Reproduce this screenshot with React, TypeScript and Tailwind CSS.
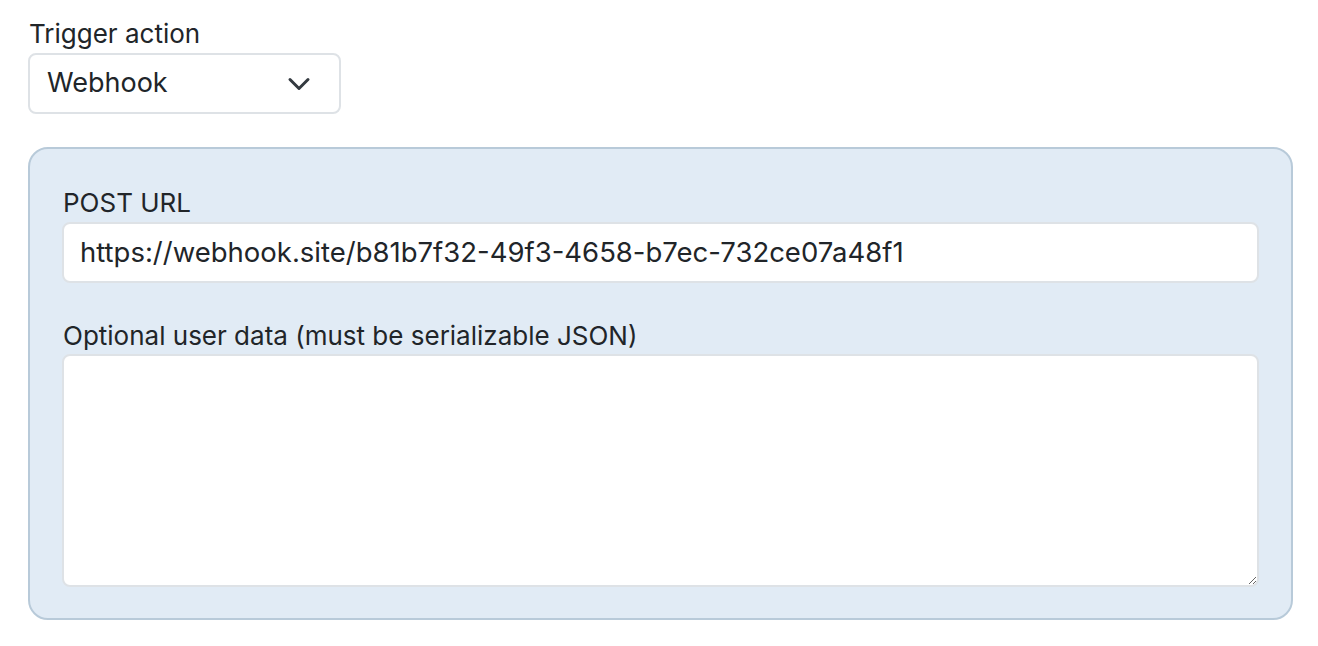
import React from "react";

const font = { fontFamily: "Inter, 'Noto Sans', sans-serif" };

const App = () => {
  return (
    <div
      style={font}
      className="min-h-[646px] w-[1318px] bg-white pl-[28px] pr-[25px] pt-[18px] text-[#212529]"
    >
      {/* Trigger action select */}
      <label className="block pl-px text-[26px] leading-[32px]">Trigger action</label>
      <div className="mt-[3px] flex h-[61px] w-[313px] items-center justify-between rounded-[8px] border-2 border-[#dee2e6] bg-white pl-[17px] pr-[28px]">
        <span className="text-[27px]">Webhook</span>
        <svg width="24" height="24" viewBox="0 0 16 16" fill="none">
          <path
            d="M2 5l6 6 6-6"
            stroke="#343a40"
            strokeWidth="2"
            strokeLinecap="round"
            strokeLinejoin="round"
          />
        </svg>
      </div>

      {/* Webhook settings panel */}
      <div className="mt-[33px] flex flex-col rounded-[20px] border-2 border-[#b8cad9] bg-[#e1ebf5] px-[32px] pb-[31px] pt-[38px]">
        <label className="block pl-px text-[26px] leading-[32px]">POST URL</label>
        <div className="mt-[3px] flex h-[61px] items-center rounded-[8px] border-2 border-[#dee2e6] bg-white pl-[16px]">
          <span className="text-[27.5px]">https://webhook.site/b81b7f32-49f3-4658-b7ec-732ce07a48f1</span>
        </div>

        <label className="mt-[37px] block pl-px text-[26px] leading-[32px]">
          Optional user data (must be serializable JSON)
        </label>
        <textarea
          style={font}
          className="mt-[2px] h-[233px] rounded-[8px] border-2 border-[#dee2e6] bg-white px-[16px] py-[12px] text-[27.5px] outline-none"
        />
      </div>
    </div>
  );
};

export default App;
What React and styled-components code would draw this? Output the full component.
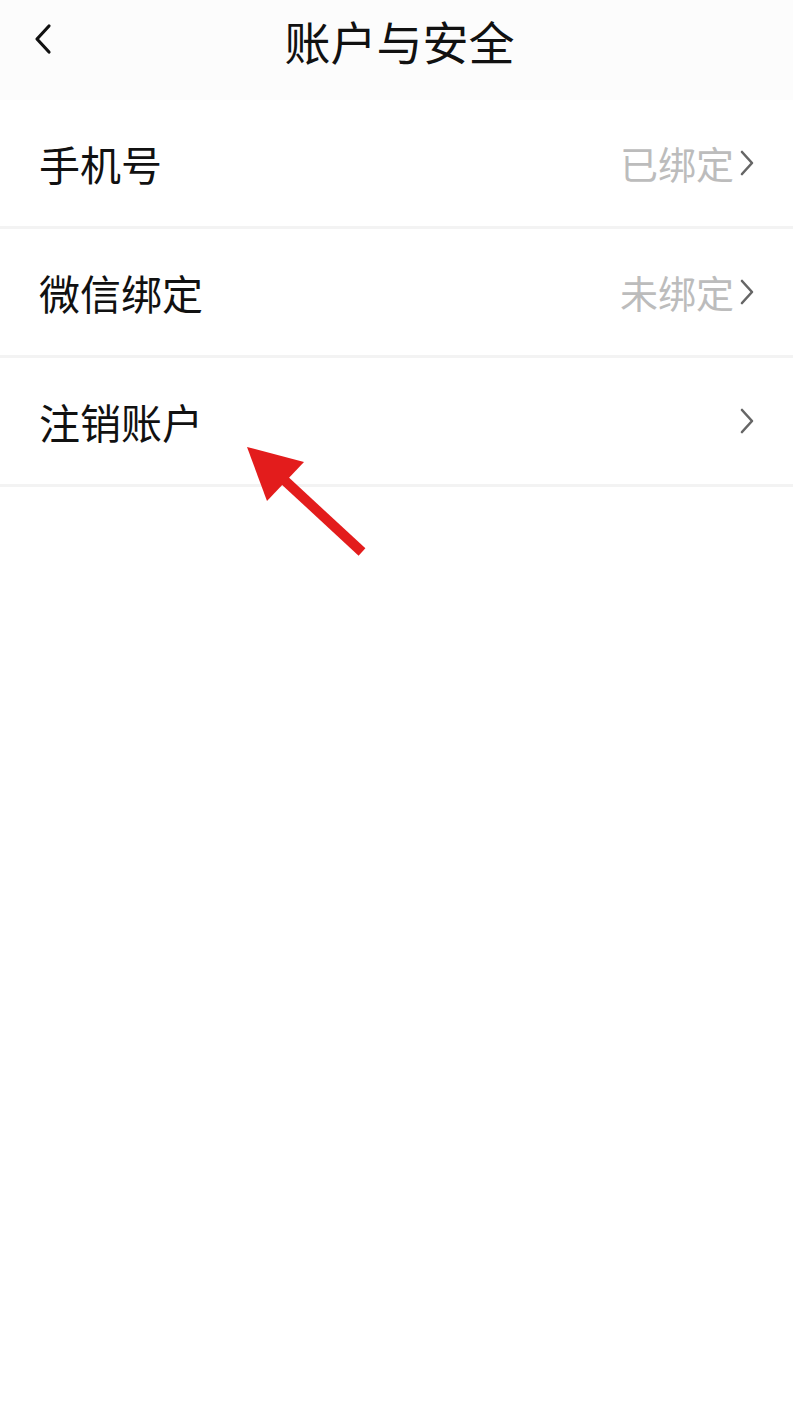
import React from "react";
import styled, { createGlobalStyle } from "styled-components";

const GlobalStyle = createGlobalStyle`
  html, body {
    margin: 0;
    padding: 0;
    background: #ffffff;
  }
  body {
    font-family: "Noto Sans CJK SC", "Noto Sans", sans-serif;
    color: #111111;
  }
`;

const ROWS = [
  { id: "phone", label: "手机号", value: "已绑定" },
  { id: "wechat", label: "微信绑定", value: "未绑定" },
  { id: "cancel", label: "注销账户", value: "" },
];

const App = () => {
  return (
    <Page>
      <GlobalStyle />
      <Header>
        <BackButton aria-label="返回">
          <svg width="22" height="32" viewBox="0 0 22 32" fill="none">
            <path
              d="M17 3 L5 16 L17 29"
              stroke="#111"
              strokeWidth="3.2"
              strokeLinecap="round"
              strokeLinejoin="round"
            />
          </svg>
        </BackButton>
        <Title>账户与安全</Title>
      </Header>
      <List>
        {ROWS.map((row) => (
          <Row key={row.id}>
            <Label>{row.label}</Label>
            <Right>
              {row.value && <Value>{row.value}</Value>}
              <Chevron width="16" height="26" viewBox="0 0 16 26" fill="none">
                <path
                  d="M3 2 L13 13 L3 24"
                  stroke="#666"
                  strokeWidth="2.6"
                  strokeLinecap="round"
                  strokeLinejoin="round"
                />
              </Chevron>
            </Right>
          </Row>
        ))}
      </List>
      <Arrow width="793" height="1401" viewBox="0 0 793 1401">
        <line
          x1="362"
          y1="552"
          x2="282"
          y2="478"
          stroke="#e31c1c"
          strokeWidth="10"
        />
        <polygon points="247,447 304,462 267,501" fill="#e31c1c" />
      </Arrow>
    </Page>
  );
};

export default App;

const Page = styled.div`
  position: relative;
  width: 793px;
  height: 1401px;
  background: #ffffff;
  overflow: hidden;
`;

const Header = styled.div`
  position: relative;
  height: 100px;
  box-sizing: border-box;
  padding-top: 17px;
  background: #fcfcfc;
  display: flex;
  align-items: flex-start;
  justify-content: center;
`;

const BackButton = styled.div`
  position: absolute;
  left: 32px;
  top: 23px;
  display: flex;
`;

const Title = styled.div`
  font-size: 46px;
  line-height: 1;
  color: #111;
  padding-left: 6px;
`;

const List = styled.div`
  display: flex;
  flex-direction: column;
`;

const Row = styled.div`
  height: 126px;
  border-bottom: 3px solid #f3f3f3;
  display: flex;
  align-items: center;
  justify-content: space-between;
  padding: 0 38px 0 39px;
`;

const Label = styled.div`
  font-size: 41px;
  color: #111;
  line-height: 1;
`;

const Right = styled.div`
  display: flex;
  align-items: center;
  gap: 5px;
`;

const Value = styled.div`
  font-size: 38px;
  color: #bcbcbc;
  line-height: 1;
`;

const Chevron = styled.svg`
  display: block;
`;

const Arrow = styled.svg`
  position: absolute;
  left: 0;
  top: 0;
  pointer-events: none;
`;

__________________________________________________

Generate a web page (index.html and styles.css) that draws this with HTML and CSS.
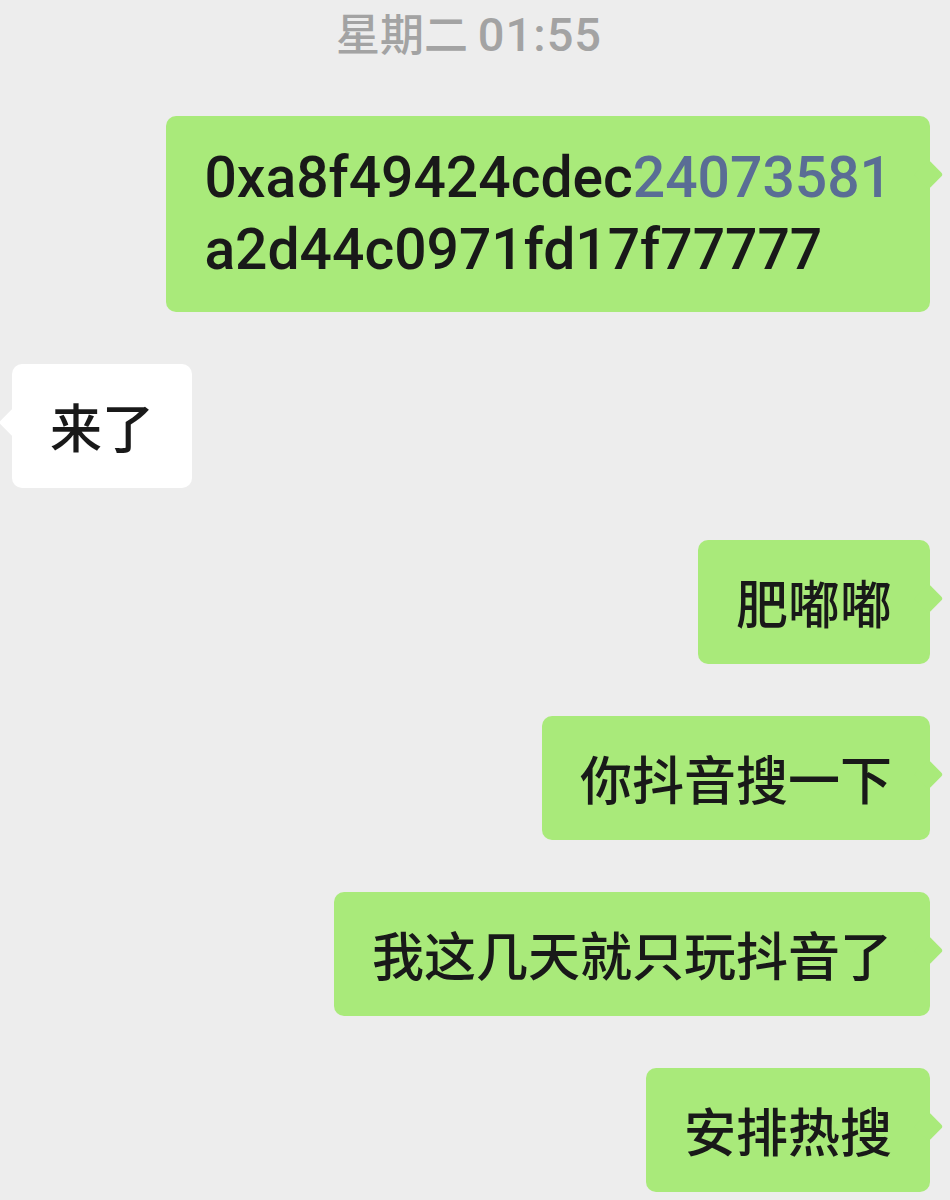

__________________________________________________

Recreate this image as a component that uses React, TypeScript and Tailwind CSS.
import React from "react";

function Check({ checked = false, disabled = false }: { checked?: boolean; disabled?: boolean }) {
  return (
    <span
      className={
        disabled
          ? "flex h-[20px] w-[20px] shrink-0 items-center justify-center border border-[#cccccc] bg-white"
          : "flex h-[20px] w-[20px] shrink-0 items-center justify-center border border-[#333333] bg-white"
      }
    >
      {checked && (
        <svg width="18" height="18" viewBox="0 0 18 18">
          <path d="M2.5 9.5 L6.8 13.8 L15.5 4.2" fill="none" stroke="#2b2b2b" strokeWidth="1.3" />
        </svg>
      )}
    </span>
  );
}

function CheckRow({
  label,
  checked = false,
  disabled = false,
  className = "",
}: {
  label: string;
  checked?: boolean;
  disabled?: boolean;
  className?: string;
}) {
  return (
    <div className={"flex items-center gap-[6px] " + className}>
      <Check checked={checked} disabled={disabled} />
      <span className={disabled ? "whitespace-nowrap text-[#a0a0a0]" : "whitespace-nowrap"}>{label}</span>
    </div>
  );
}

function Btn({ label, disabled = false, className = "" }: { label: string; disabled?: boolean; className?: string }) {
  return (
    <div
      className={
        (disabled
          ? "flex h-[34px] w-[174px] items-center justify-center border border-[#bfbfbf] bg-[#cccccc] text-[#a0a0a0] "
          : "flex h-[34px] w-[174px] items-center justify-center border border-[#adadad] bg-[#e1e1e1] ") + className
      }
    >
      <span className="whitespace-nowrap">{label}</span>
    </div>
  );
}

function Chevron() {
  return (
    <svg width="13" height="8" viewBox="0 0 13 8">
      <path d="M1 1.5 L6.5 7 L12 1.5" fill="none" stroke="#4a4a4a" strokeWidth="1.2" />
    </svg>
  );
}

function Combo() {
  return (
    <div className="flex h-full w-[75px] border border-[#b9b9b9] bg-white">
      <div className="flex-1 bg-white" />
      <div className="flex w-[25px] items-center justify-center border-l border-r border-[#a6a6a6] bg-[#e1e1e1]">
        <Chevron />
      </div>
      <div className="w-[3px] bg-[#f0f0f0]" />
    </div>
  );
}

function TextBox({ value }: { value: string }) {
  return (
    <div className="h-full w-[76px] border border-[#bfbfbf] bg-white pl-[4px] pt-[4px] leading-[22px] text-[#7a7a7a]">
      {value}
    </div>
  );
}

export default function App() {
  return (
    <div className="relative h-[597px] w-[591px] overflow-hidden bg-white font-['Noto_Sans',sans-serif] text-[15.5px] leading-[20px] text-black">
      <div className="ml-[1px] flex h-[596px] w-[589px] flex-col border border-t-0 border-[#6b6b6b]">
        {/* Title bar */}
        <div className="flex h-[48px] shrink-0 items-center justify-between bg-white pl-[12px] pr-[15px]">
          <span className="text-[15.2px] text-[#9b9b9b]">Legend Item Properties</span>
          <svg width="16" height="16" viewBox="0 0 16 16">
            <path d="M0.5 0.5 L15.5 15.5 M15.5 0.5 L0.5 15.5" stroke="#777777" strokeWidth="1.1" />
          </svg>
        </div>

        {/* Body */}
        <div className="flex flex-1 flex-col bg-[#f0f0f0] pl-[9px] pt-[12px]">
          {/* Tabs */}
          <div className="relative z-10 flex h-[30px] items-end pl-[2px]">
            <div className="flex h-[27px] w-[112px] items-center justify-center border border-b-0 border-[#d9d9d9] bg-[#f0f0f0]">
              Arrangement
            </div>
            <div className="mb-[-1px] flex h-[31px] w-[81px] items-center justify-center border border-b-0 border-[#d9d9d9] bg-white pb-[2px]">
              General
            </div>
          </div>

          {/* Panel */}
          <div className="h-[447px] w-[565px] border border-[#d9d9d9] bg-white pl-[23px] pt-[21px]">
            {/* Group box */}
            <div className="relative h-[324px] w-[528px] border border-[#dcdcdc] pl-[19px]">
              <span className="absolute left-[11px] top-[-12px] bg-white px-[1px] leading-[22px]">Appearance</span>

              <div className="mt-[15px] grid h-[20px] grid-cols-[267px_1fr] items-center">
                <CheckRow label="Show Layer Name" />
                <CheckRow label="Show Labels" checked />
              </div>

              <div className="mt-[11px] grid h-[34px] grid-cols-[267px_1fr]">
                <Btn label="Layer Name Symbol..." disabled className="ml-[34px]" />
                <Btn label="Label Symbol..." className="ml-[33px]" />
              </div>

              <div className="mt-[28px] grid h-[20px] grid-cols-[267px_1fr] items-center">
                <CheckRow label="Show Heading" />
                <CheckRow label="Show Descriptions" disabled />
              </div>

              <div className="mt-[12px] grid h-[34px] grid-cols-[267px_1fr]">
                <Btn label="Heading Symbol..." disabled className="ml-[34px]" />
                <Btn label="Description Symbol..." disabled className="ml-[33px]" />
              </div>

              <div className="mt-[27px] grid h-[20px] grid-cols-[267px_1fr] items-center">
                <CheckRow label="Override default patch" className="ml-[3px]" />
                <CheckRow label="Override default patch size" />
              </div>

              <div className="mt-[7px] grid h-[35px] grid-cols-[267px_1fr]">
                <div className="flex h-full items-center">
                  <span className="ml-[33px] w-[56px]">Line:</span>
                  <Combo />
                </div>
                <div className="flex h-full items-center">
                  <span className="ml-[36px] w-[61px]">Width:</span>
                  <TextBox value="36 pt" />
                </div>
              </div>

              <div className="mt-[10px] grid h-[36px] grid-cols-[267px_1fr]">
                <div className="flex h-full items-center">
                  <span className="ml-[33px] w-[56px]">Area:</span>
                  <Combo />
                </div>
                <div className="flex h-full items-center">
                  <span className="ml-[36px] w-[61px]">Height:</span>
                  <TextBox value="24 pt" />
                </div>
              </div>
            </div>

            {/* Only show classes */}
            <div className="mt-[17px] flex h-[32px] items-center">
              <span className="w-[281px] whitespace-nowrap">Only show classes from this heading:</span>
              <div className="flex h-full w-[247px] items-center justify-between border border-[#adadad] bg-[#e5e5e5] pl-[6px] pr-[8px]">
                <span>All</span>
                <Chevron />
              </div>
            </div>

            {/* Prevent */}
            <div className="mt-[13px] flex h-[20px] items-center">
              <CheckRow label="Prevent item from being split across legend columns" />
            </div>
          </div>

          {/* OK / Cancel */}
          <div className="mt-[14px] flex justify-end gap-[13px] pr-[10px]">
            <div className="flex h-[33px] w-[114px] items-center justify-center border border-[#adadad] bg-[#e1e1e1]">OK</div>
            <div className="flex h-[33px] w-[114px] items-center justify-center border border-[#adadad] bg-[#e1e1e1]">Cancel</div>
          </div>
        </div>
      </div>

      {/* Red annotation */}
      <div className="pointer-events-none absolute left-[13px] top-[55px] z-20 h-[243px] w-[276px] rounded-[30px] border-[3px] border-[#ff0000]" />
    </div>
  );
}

__________________________________________________

— WHAT YOU ARE ASKED TO DO —
Review the material and copy each line in which the word "html" appears.

— EXERCISE RESPONSE —
  html, body {
Generate a web page (index.html and styles.css) that draws this with HTML and CSS.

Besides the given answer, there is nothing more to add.